Ainda não existe uma resposta conclusiva sobre o porquê de tanta gente simplesmente naturalizar jornadas de trabalho que beiram o limite da capacidade humana – tanto pelas exigências temporais quanto físicas. Talvez seja um mecanismo necessário de autoconvencimento para manter um mínimo de sanidade mental, talvez seja apenas um entendimento de que “é assim que funciona”; mas, de fato, a carga horária parece não ser algo identificado como um grande problema. É ao investigar essa questão que começa a profundidade da produção de Loach.

O inquietante e real do filme é demonstrar não só o trabalho em si, mas os efeitos afetivos e físicos deste. Assistindo ao filme enquanto pesquisador do trabalho mediado por aplicativos, se fez visível no protagonista Ricky a mesma esperança e empolgação inicial que afeta os entregadores-ciclistas vinculados a aplicativos. “Fulano ganha 200 libras por dia”, fala um companheiro de trabalho ao personagem; este faz as contas e logo conclui que será fácil realizar todos os desejos até então destroçados pelas intermináveis crises do século XXI. A repetição de diálogos assim como esse é cotidiana entre jovens montados em suas bicicletas nas praças e ruas brasileiras.

A dimensão material é uma das vertentes desse convencimento, se impondo por meio da baixa remuneração de outras atividades e da necessidade em sustentar a própria vida. Entretanto, uma dimensão simbólica também tem efeito profundo: o sentir-se livre para realizar o trabalho da sua forma, com os seus horários, recebendo pelo seu esforço. A versão mais sofisticada da arapuca do mérito.

Num Brasil onde doze milhões de pessoas estão desempregadas e metade da população vive com menos de 413 reais por mês, essas duas dimensões se fundem. Ganhos acima de dois mil reais mensais e uma suposta liberdade ao pedalar uma bicicleta durante doze horas sem um patrão, acabam por se tornar condições tentadoras.
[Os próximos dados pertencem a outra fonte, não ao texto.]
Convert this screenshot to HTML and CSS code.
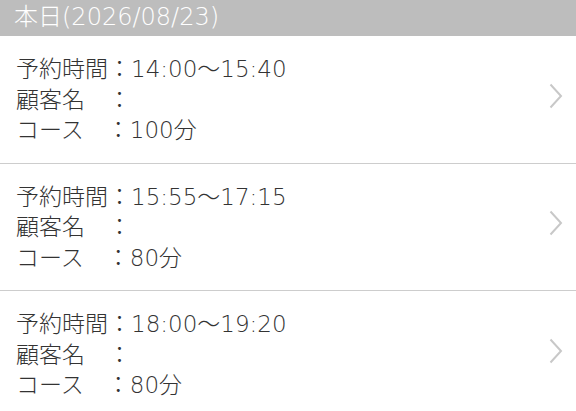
FILE: index.html
```html
<!DOCTYPE html>
<html lang="ja">
<head>
  <meta charset="UTF-8" />
  <title>本日の予約</title>
  <link rel="stylesheet" href="styles.css">
</head>
<body>
  <!-- 日付ヘッダー -->
  <div class="day-header">本日(2026/08/23)</div>

  <ul class="reserve-list">
    <li class="reserve-item">
      <div class="reserve-info">
        <p>予約時間：14:00〜15:40</p>
        <p>顧客名　：</p>
        <p>コース　：100分</p>
      </div>
      <svg class="chevron" width="14" height="26" viewBox="0 0 14 26"><path d="M1.5 1.5 L12 13 L1.5 24.5" /></svg>
    </li>
    <li class="reserve-item">
      <div class="reserve-info">
        <p>予約時間：15:55〜17:15</p>
        <p>顧客名　：</p>
        <p>コース　：80分</p>
      </div>
      <svg class="chevron" width="14" height="26" viewBox="0 0 14 26"><path d="M1.5 1.5 L12 13 L1.5 24.5" /></svg>
    </li>
    <li class="reserve-item">
      <div class="reserve-info">
        <p>予約時間：18:00〜19:20</p>
        <p>顧客名　：</p>
        <p>コース　：80分</p>
      </div>
      <svg class="chevron" width="14" height="26" viewBox="0 0 14 26"><path d="M1.5 1.5 L12 13 L1.5 24.5" /></svg>
    </li>
  </ul>
</body>
</html>
```

FILE: styles.css
```css
html, body {
  margin: 0;
  padding: 0;
  background: #ffffff;
  font-family: "DejaVu Sans", "Noto Sans CJK JP", sans-serif;
  color: #333333;
}

.day-header {
  height: 36px;
  line-height: 35px;
  padding-left: 14px;
  background: #bdbdbd;
  color: #ffffff;
  font-size: 24px;
  font-weight: 300;
}

.reserve-list {
  list-style: none;
  margin: 0;
  padding: 0;
}

.reserve-item {
  display: flex;
  align-items: center;
  justify-content: space-between;
  padding: 18px 13px 17px 16px;
  border-bottom: 1.5px solid #cdcdcd;
}

.reserve-info {
  line-height: 30.5px;
}

.reserve-info p {
  margin: 0;
  height: 30.5px;
  font-size: 23px;
  font-weight: 300;
}

.chevron {
  margin-top: -8px;
  fill: none;
  stroke: #c8c8c8;
  stroke-width: 2;
}
```
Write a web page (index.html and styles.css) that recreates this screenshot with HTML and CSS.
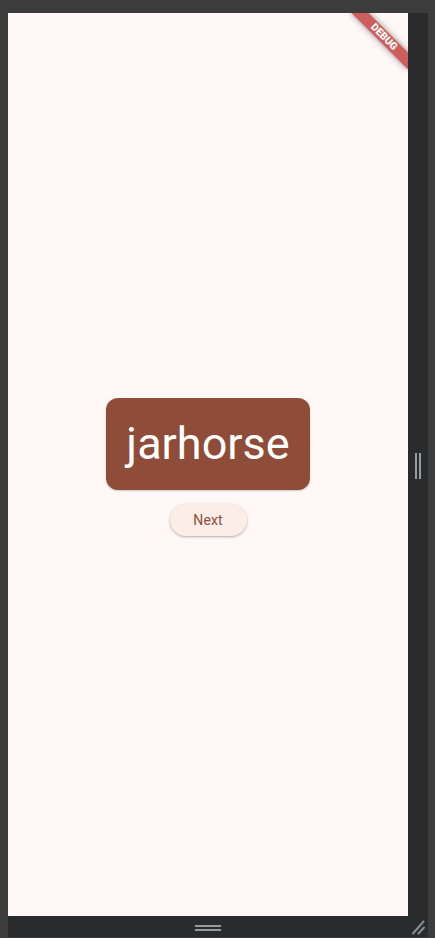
FILE: index.html
```html
<!DOCTYPE html>
<html>
<head>
<meta charset="utf-8">
<link rel="stylesheet" href="styles.css">
</head>
<body>
<div class="device">
  <div class="app">
    <div class="content">
      <div class="word-card">jarhorse</div>
      <button class="next-btn">Next</button>
    </div>
    <div class="debug-banner">DEBUG</div>
  </div>
  <div class="side-handle"><span></span><span></span></div>
  <div class="bottom-handle"><span></span><span></span></div>
  <div class="corner">
    <svg width="20" height="21" viewBox="0 0 20 21"><line x1="5" y1="17.5" x2="15.5" y2="5.5" stroke="#8c8c8c" stroke-width="2" stroke-linecap="round"/><line x1="10.5" y1="17.5" x2="16" y2="11.5" stroke="#8c8c8c" stroke-width="2" stroke-linecap="round"/></svg>
  </div>
</div>
</body>
</html>
```
FILE: styles.css
```css
html, body {
  margin: 0;
  padding: 0;
  background: #3c3c3c;
  width: 435px;
  height: 938px;
  overflow: hidden;
}
body {
  padding: 13px 0 0 8px;
  box-sizing: border-box;
  font-family: Roboto, "Noto Sans", sans-serif;
}
.device {
  width: 420px;
  height: 924px;
  background: #2a2b2d;
  display: grid;
  grid-template-columns: 400px 20px;
  grid-template-rows: 903px 21px;
}
.app {
  position: relative;
  overflow: hidden;
  background: #fff8f6;
  display: flex;
  align-items: center;
  justify-content: center;
  padding-top: 5px;
  box-sizing: border-box;
}
.content {
  display: flex;
  flex-direction: column;
  align-items: center;
}
.word-card {
  background: #8f4c38;
  color: #ffffff;
  font-size: 45px;
  line-height: 52px;
  padding: 20px 20px;
  border-radius: 12px;
  box-shadow: 0 1px 2px rgba(0,0,0,0.2);
}
.next-btn {
  margin-top: 14px;
  width: 77px;
  height: 32px;
  padding: 0;
  border: none;
  border-radius: 16px;
  background: #fdede8;
  color: #8f4c38;
  font-family: Roboto, sans-serif;
  font-size: 14px;
  font-weight: 400;
  letter-spacing: 0.1px;
  box-shadow: 0 1px 2px rgba(0,0,0,0.2), 0 1px 3px 1px rgba(0,0,0,0.08);
}
.debug-banner {
  position: absolute;
  width: 80px;
  height: 12px;
  left: 336px;
  top: 18px;
  transform: rotate(45deg);
  background: rgba(183, 28, 28, 0.7);
  color: #ffffff;
  font-size: 10.2px;
  font-weight: 900;
  line-height: 12px;
  text-align: center;
  box-shadow: 0 0 6px rgba(0,0,0,0.45);
}
.side-handle {
  display: flex;
  align-items: center;
  justify-content: flex-start;
  gap: 2px;
  padding-left: 7px;
  padding-top: 3px;
}
.side-handle span {
  width: 2px;
  height: 26px;
  background: #9a9a9a;
}
.bottom-handle {
  display: flex;
  flex-direction: column;
  align-items: center;
  justify-content: flex-start;
  gap: 2px;
  padding-top: 9px;
}
.bottom-handle span {
  width: 26px;
  height: 2px;
  background: #9a9a9a;
}
.corner {
  display: flex;
}
```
Um resumo do pensamento emerge do relato de um entrevistado: “Ficam desempregados, apavorados… aí tá ali, tem uma bicicletinha e uma bag: é só pegar e pedalar, mano! Coisa mais fácil que existe no mundo. […] E ganha melhor do que qualquer louco que tá na rua aí!”. Termina a fala explicando como a sua esposa trabalha em uma loja de forma exaustiva, ganhando metade do que é possível ganhar no mesmo período fazendo entregas.

Dentro dessas contradições do trabalho e as suas implicações práticas, se faz importante compreender que nem tudo é tão simples quanto parece. As condições estruturais acabam por estruturar de forma ainda mais profunda uma dinâmica onde condições de trabalho absurdas ganham status de normalidade e de potência para o êxito: agora qualquer um pode trabalhar e tudo depende do seu esforço pessoal. O responsável e culpado pelo sucesso individual é cada vez mais o indivíduo – e não o conjunto da organização e da estrutura social.

Se é possível aprender alguma coisa com “Você não estava aqui”, é que a capacidade transformadora do indivíduo se limita a tentar minimizar os custos físicos e emocionais de um trabalho insalubre sobre ele mesmo e as pessoas próximas de sua convivência. Para compreendermos as relações contemporâneas de trabalho e termos a possibilidade de transformá-las, é necessário o entendimento de que a realidade retratada no filme existe num plural crescente, e que somente movimentos coletivos podem libertar o indivíduo da crença de que o bem viver se dá de forma individual.

Henrique Weiss é  aluno do Programa de Pós-Graduação em Sociologia da Universidade Federal do Rio Grande do Sul (UFRGS).